Me Erickson Mooneeapillay, directeur de l’ONG DIS-MOI, évoque, lui, des propositions qui vont à l’encontre du principe démocratique. « Alors que Maurice recule en termes de protections des droits humains, l’État vient toucher directement à la liberté d’expression. Ainsi toutes informations transmises pourraient faire l’objet de censure. Pour une société démocratique ces amendements n’ont pas leur raison d’être. L’ICTA veut tout contrôler ! On se dirige alors vers une dictature de communication. Ce sont des propositions remplies d’opacité et anti-démocratiques ». Le Consultation Paper évoque aussi, dans son appel aux points de vue du public, à un éventuel bannissement des réseaux sociaux de toutes personnes coupables de délits sous l’ICTA. « Cela bafoue les règles de la réhabilitation. Tout individu ayant commis un délit a droit à une réhabilitation, et le bannir à vie des réseaux sociaux n’est pas la solution adéquate », avance Me Mooneeapillay.

La position de la Law Reform Commission

L’instance responsable de soumettre ses propositions au ministère de la justice pour les reformes pénales à Maurice, la Law Reform Commission, s’opposait à l’introduction d’une loi spécifique pour réguler la diffusion de fausses nouvelles (fake news) sur les réseaux sociaux.

Dans un Opinion Paper en 2018 : la LRC a trouvé qu’une réforme ne serait pas judicieuse de peur que l’État crée un « Law on Social Media (Fake profiles, Fake News and other Harmful Digital communications), outil dangereux qui ciblera des individus précis et les empêchera de divulguer leurs opinions. « Such laws can preclude the discussion of ideas which challenge the norm, restraining public debate and restricting criticism of societal attitudes of those in power » avait évoqué la LRC dans cette ‘Opinion Paper’.

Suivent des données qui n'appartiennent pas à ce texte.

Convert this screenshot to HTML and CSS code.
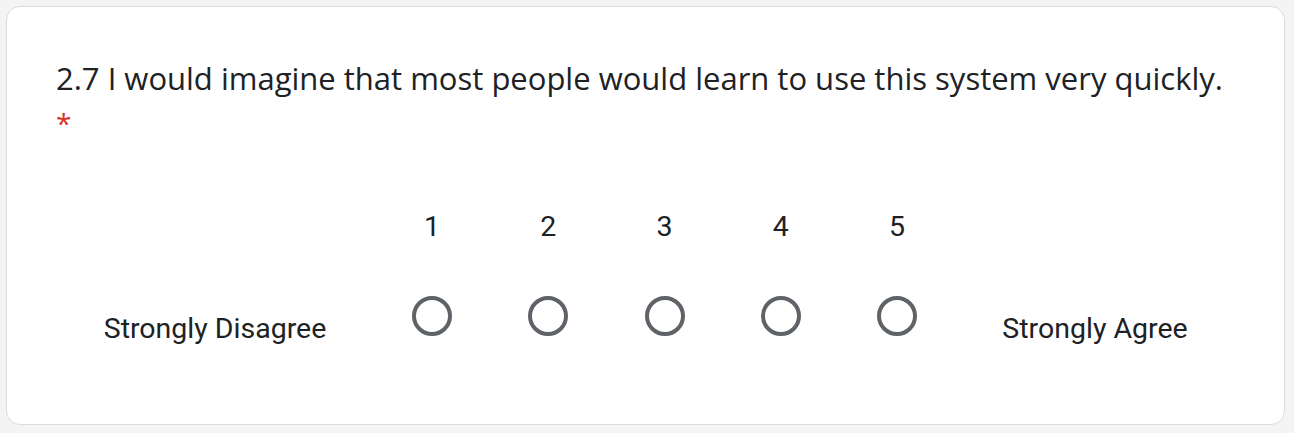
FILE: index.html
```html
<!DOCTYPE html>
<html lang="en">
<head>
<meta charset="utf-8">
<title>Question 2.7</title>
<link rel="stylesheet" href="styles.css">
</head>
<body>
<div class="card">
  <div class="title">2.7 I would imagine that most people would learn to use this system very quickly.</div>
  <div class="required">*</div>
  <div class="scale">
    <div class="label label-left">Strongly Disagree</div>
    <div class="col"><div class="num">1</div><div class="radio"></div></div>
    <div class="col"><div class="num">2</div><div class="radio"></div></div>
    <div class="col"><div class="num">3</div><div class="radio"></div></div>
    <div class="col"><div class="num">4</div><div class="radio"></div></div>
    <div class="col"><div class="num">5</div><div class="radio"></div></div>
    <div class="label label-right">Strongly Agree</div>
  </div>
</div>
</body>
</html>
```
FILE: styles.css
```css
html, body {
  margin: 0;
  padding: 0;
  background: #f4f4f5;
}
body {
  padding: 6px 9px 8px 6px;
}
.card {
  background: #fff;
  border: 1.5px solid #dadce0;
  border-radius: 14px;
  height: 419px;
  box-sizing: border-box;
  padding: 50px 49px 0 49px;
  font-family: "Open Sans", sans-serif;
  color: #202124;
}
.title {
  font-size: 31px;
  line-height: 42px;
  white-space: nowrap;
}
.required {
  color: #d93025;
  font-size: 28px;
  line-height: 28px;
  height: 28px;
  margin-top: 10px;
}
.scale {
  display: flex;
  align-items: stretch;
  margin-top: 76px;
  font-family: Roboto, sans-serif;
  font-size: 28.5px;
  color: #202124;
}
.label {
  display: flex;
  align-items: flex-start;
  justify-content: center;
  padding-top: 99px;
}
.label-left { width: 318px; }
.label-right { width: 280px; }
.col {
  flex: 1;
  display: flex;
  flex-direction: column;
  align-items: center;
}
.num {
  line-height: 28px;
  height: 28px;
}
.radio {
  margin-top: 55px;
  width: 40px;
  height: 40px;
  box-sizing: border-box;
  border: 4px solid #5f6368;
  border-radius: 50%;
}
```
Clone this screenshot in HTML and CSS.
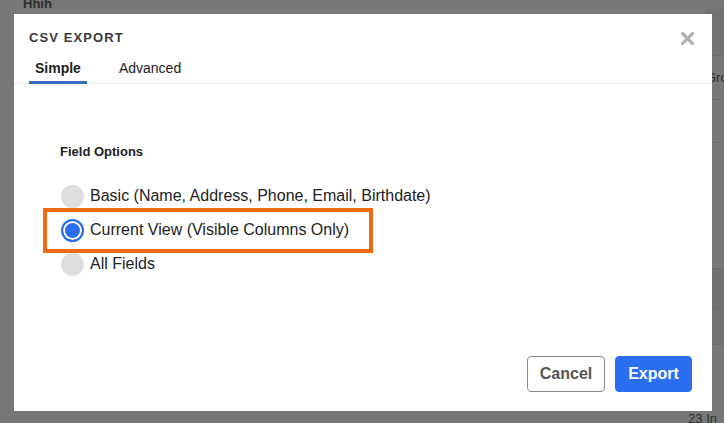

La LRC avait aussi ajouté « qu’il serait difficile pour Maurice » de mettre en place tout un cadre législatif et travailler avec ces grandes compagnies de réseaux sociaux, avec le besoin d’avoir des modérateurs pour s’assurer que les contenus nuisibles rapportés soient enlevés dans un délai convenable. Entretemps, une pétition circule actuellement sur les réseaux à travers le site change.org.